The journalist Daniel Gross covered this well in a book called Pop! Why Bubbles Are Great for the Economy. Unfortunately for him it was published in 2007 just as the popping of the housing bubble contributed to the deepest recession in the U.S. since the Depression of the 1930s. Still, he documents other investments of lasting value that were born in bubbles, including fiber-optic networks in the 1990s.
That’s not to say every investment boom benefits society. Some houses built in the early 2000s in the U.S. that couldn’t be sold had to be torn down, even ones“appointed with granite counters, luxury bathtubs and dual-pane windows.”

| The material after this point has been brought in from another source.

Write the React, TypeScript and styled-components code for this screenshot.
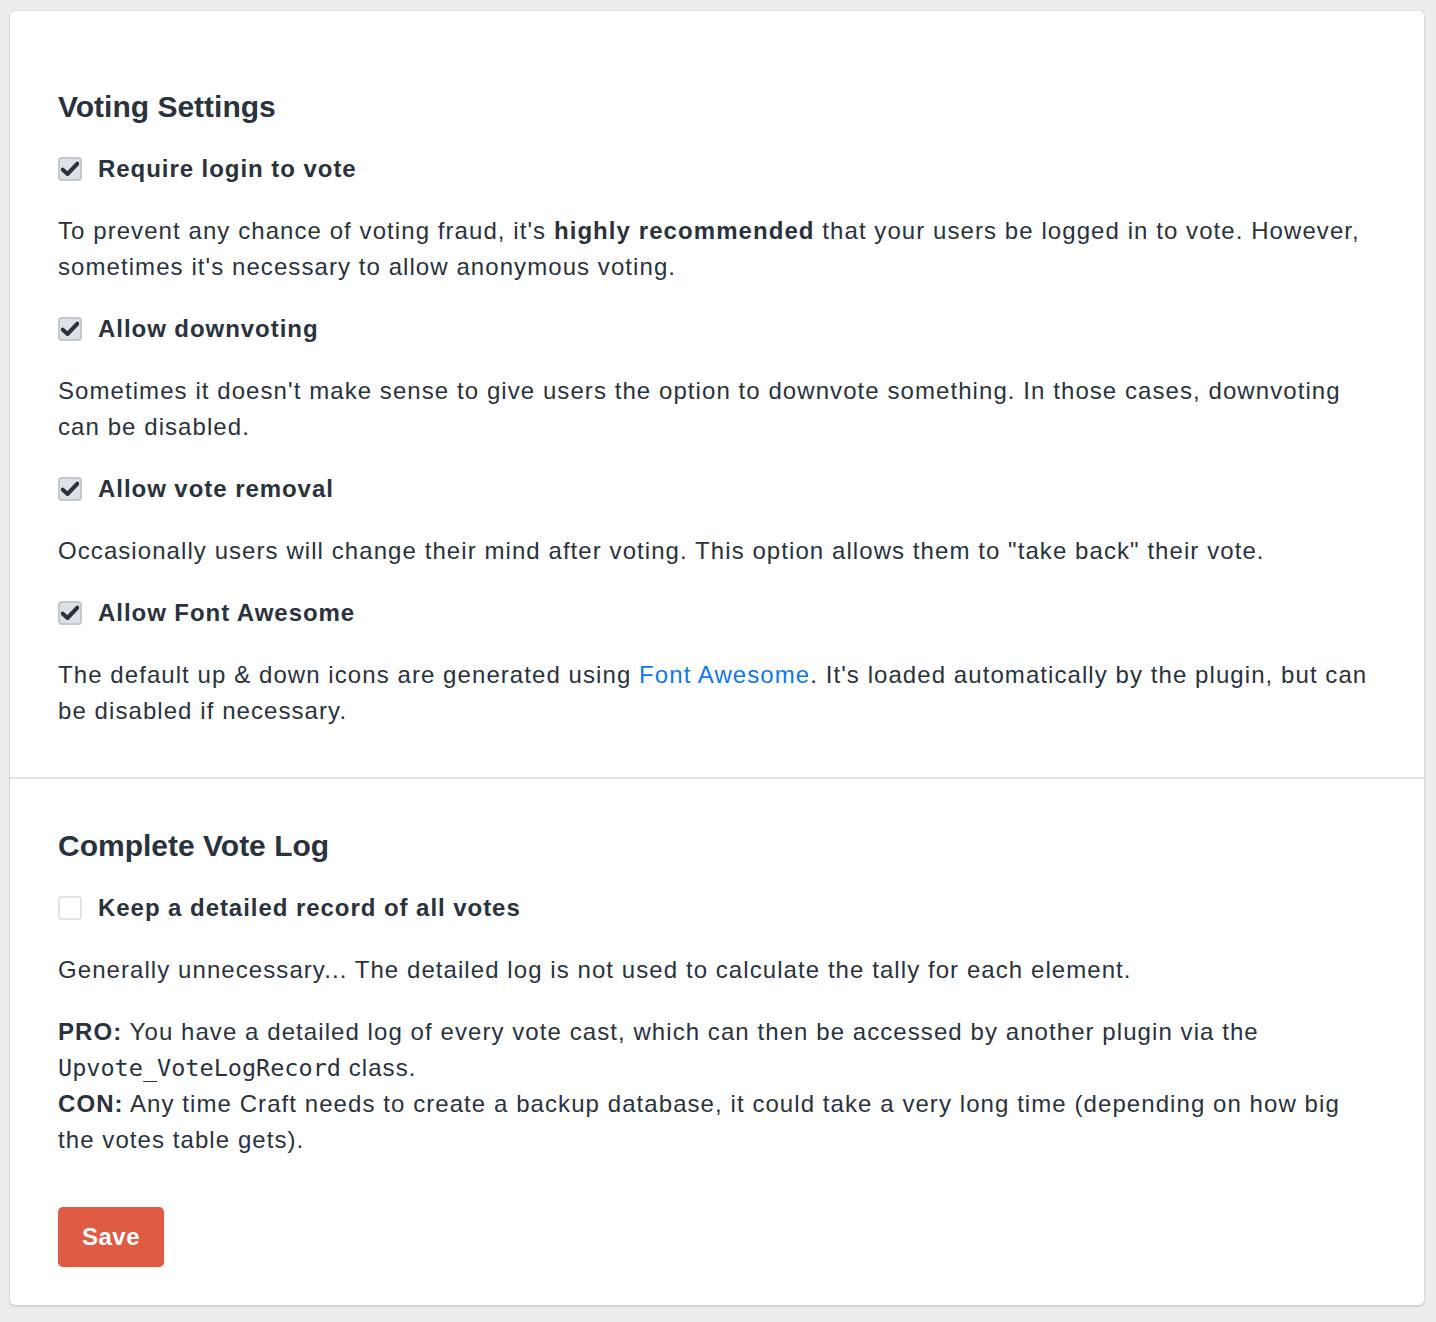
import React from 'react';
import styled, { createGlobalStyle } from 'styled-components';

const GlobalStyle = createGlobalStyle`
    body {
        margin: 0;
        padding: 11px 12px 16px 10px;
        background: #ebedef;
        font-family: 'Liberation Sans', Arial, sans-serif;
        color: #29323d;
    }
`;

const Card = styled.div`
    background: #fff;
    border-radius: 5px;
    box-shadow: 0 0 0 1px rgba(0, 0, 20, 0.06), 0 2px 3px rgba(0, 0, 20, 0.1);
`;

const Section = styled.div<{ $top: number; $bottom: number; $divider?: boolean }>`
    padding: ${(p) => p.$top}px 48px ${(p) => p.$bottom}px;
    border-top: ${(p) => (p.$divider ? '2px solid #e3e5e8' : 'none')};
`;

const Heading = styled.h2`
    margin: 0 0 26px;
    font-size: 30px;
    line-height: 36px;
    font-weight: bold;
`;

const Field = styled.div`
    margin-bottom: 26px;
`;

const Label = styled.label`
    display: flex;
    align-items: center;
    gap: 16px;
    font-size: 24px;
    line-height: 36px;
    font-weight: bold;
    letter-spacing: 0.95px;
    margin-bottom: 26px;
`;

const Box = styled.span<{ $checked: boolean }>`
    box-sizing: border-box;
    width: 24px;
    height: 24px;
    border-radius: 4px;
    border: 2px solid ${(p) => (p.$checked ? '#c3c8ce' : '#dfe2e6')};
    background: ${(p) => (p.$checked ? '#dde1e6' : '#fff')};
    display: flex;
    align-items: center;
    justify-content: center;
`;

const Text = styled.p`
    margin: 0;
    font-size: 24px;
    line-height: 36px;
    letter-spacing: 1.07px;
    & + & {
        margin-top: 26px;
    }
`;

const Link = styled.a`
    color: #0d78f2;
    text-decoration: none;
`;

const Code = styled.code`
    font-family: 'DejaVu Sans Mono', monospace;
    font-size: 23.5px;
    letter-spacing: 0;
`;

const SaveButton = styled.button`
    margin-top: 49px;
    height: 60px;
    padding: 0 24px;
    border: none;
    border-radius: 5px;
    background: #df5b43;
    color: #fff;
    font-family: 'Liberation Sans', Arial, sans-serif;
    font-size: 24px;
    font-weight: bold;
    letter-spacing: 0.5px;
    box-shadow: 0 1px 2px rgba(0, 0, 0, 0.1);
`;

function Check({ checked, children }: { checked: boolean; children: React.ReactNode }): JSX.Element {
    return (
        <Label>
            <Box $checked={checked}>
                {checked && (
                    <svg width="18" height="16" viewBox="0 0 18 16">
                        <path d="M1.5 8.5 L6.5 13 L16.5 2.5" fill="none" stroke="#29323d" strokeWidth="4" strokeLinecap="round" strokeLinejoin="round" />
                    </svg>
                )}
            </Box>
            {children}
        </Label>
    );
}

function App(): JSX.Element {
    return (
        <>
            <GlobalStyle />
            <Card>
                <Section $top={78} $bottom={22}>
                    <Heading>Voting Settings</Heading>
                    <Field>
                        <Check checked>Require login to vote</Check>
                        <Text>
                            To prevent any chance of voting fraud, it's <b>highly recommended</b> that your users be
                            logged in to vote. However, sometimes it's necessary to allow anonymous voting.
                        </Text>
                    </Field>
                    <Field>
                        <Check checked>Allow downvoting</Check>
                        <Text>
                            Sometimes it doesn't make sense to give users the option to downvote something. In those
                            cases, downvoting can be disabled.
                        </Text>
                    </Field>
                    <Field>
                        <Check checked>Allow vote removal</Check>
                        <Text>
                            Occasionally users will change their mind after voting. This option allows them to "take
                            back" their vote.
                        </Text>
                    </Field>
                    <Field>
                        <Check checked>Allow Font Awesome</Check>
                        <Text>
                            The default up &amp; down icons are generated using <Link href="#">Font Awesome</Link>.
                            It's loaded automatically by the plugin, but can be disabled if necessary.
                        </Text>
                    </Field>
                </Section>
                <Section $top={49} $bottom={38} $divider>
                    <Heading>Complete Vote Log</Heading>
                    <Check checked={false}>Keep a detailed record of all votes</Check>
                    <Text>Generally unnecessary... The detailed log is not used to calculate the tally for each element.</Text>
                    <Text>
                        <b>PRO:</b> You have a detailed log of every vote cast, which can then be accessed by another
                        plugin via the <Code>Upvote_VoteLogRecord</Code> class.
                        <br />
                        <b>CON:</b> Any time Craft needs to create a backup database, it could take a very long time
                        (depending on how big the votes table gets).
                    </Text>
                    <SaveButton>Save</SaveButton>
                </Section>
            </Card>
        </>
    );
}

export default App;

Gary Gorton of the Yale School of Management and Guillermo Ordonez of the University of Pennsylvania provide a framework for thinking about this question in a paper called “Good Booms, Bad Booms,” published in the April 2020 issue of the Journal of the European Economic Association. They say that investment booms are triggered by technological advances and are fueled by lending, much of which is short-term and collateralized. The more investment there is, the less productive each additional dollar becomes. Eventually lenders start to worry that the collateral they received is no good. They yank their funding, companies go bust, and there’s a crisis. That’s a bad boom. In a good boom, the technological advance that got the boom going continues to bear fruit, so lenders never panic and “the credit boom ends, but not in a crisis.”
It’s too soon to make a call on whether electric vehicles will be a good boom or a bad boom, but even a bad boom isn’t all bad. The knowledge of how to make more efficient motors and higher-capacity batteries will remain even if the companies that developed that knowledge go kaput.
Startups create new ideas and prod old companies to innovate. In contrast, when Buffett invests in tech, it’s generally in well-established players such as Amazon.com Inc. and Apple Inc. Nothing wrong with that, but metaphorically shooting down the Wright brothers’ plane is no boon to society.